Your reproach to me is wrong also for a deeper reason. To shift the responsibility for all the difficulties and for all the phenomena of crisis upon the ruling faction, could be done only by one who believes in the possibility of a planned development of the socialist society within national boundaries. But this is not my standpoint. The main difficulties for the U.S.S.R. arise out of: (a) the economic and cultural backwardness which forces the Soviet state to solve many of the tasks which capitalism has solved in advanced countries; (b) the isolation of the workers’ state in an epoch in which the division of labor between the states of the whole world has become the most important postulate of the national productive forces.
3. We do not charge the Stalinist faction with the blame for the objective difficulties, but for its lack of understanding of the nature of these difficulties, of inability to foresee the dialectic of their development and unintermitent mistakes of leadership springing therefrom. We are far from the idea naturally, of explaining this “lack of understanding” and this “inability” by the personal qualities of the individual leaders. It is a question of the system of thinking of the political tendency, of the factions which have grown out of old Bolshevism. We observe one and the same methodology in the economic leadership of Stalin as in the political leadership of Thaelmann. One cannot fight success fully against the zigzags of Thaelmann without having understood that it is a question not of Thaelmann but of the nature of bureaucratic Centrism.
4. Elsewhere your article calls to mind that the Left Opposition especially and primarily Rakovsky warned against the over-stretched tempos of construction in good time. But right next to this you write of allegedly analogous warnings of Bucharin, Rykov and Tomsky. Your article refers twice to the perspicacity of the latter with out recalling with a single word the irreconcilable antagonisms between the Right and the Left Opposition. I deem it all the more necessary to clarify this point because it is precisely the Stalin faction which recoils from no attempt to cover up or to wipe out the deep antagonisms between the opportunist and the Marxian wings in the camp of Bolshevism.
Since 1922, the Left Opposition more correctly its future staff, conducted a campaign for the working out ot a five year plan, the axis of which was to be the industrialization of the country. As far back as that time, we proved that the tempo of the development of the nationalized industry could, in the very next years, exceed the tempo of Russian capitalism (6 percent annual increase) “two-, three- and more fold.” Our opponents called this program nothing but an industrial phantasy. If Bucharin, Tomsky, Rykov distinguished themselves in any respect from Stalin-Molotov, it was only in the fact that they fought even more resolutely against our “super-industrialism”. The struggle against “Trotskyism” was theoretically nurtured almost exclusively by Bucharin. His criticism of “Trotskyism” later on also served as the platform of the Right wing.

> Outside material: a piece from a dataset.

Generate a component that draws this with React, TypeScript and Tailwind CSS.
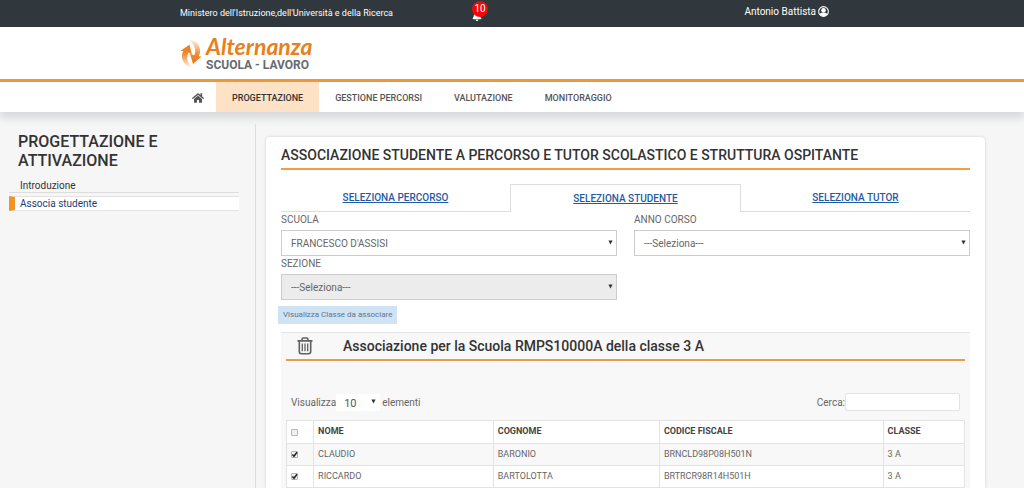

In the course of a series of years Bucharin was, to employ his own expression, the preacher of “tortoise-pace” industrialization. So he remained, at that time, when the Left Opposition demanded going over to the five year plan and to higher tempos of industrialization (in 1923–1928) as well as in the years of the ultra-Left zigzags of the Stalinists, when the Left Opposition warned against the transformation of the five year plan into a four year plan and especially against the adventurist collectivization (in 1930–1932). From Bucharin’s mouth spoke not the dialectical appraisal of Soviet economy in its contradictory development, but an opportunistic attitude from the very beginning, an economic minimalism.
5. How unfortunately your article mixes up Bucharin’s criticism with the criticism of Rakovsky, is perceptible from the following circumstance: In the same days that your paper called attention to the apparent perspicacity of Bucharin in the past, Bucharin himself categorically and completely renounced all his former criticism at the Plenum of the Central Committee, and all his former prognoses, as fundamentally false (Pravda, January 14, 1933). Rakovsky, however, renounced nothing at the Plenum, not because he is chained to Barnoul as an exile, but because he has no need of renouncing anything.
6. Right after the appearance of my brochure Soviet Economy in Danger, a turn-about-face took place in Soviet economic policy which throws a bright light upon the problem engaging us and makes possible an infallible check upon all the prognoses of the various factions. The story of the turn-about-face – in two words – is the following:
The XVII Conference of the C.P.S.U. approved in January 1932 the principles of the second five year plan. The tempo of growth of industry was established at approximately 25 percent, with Stalin declaring at the conference that this is only the minimum limit, and, that in the working out of the plan this percentage must and will be raised.
The Left Opposition characterized this whole perspective as a fruit of bureaucratic adventurism. It was, as is to be understood, accused of striving for the counter-revolution, for the intervention of Japan and for the capitalist if not the feudal restoration.
Exactly one year has passed. At the last Plenum of the Central Committee Stalin brought forward a new project for the second five year plan. But not a single word did he mention of the tempos approved the year before as the minimum. Nobody decided to remind him of them. Now Stalin proposed for the second flve year plan a 13 percent annual increase. We do not at all conclude from this that Stalin calculates upon engendering a Japanese intervention and the restoration of capitalism. But we draw the conclusion that the bureaucracy arrived at a moderation of the tempos not on the grounds of Marxian foresight but behind-handedly, after its head had collided against the disastrous consequences of its own economic adventurism. That’s just what we accuse it of. And that’s just why we think that its new emergency zigzag contains no guarantees at all for the future.
Even more glaring do the distinctions in the three conceptions (the Right, the Centrist and the Marxian) appear on the field of agriculture. But this problem is too complex to be touched upon even fleetingly within the limits of a letter to the editorial board. In the course of the next few weeks I hope to issue a new brochure on the perspectives of Soviet economy.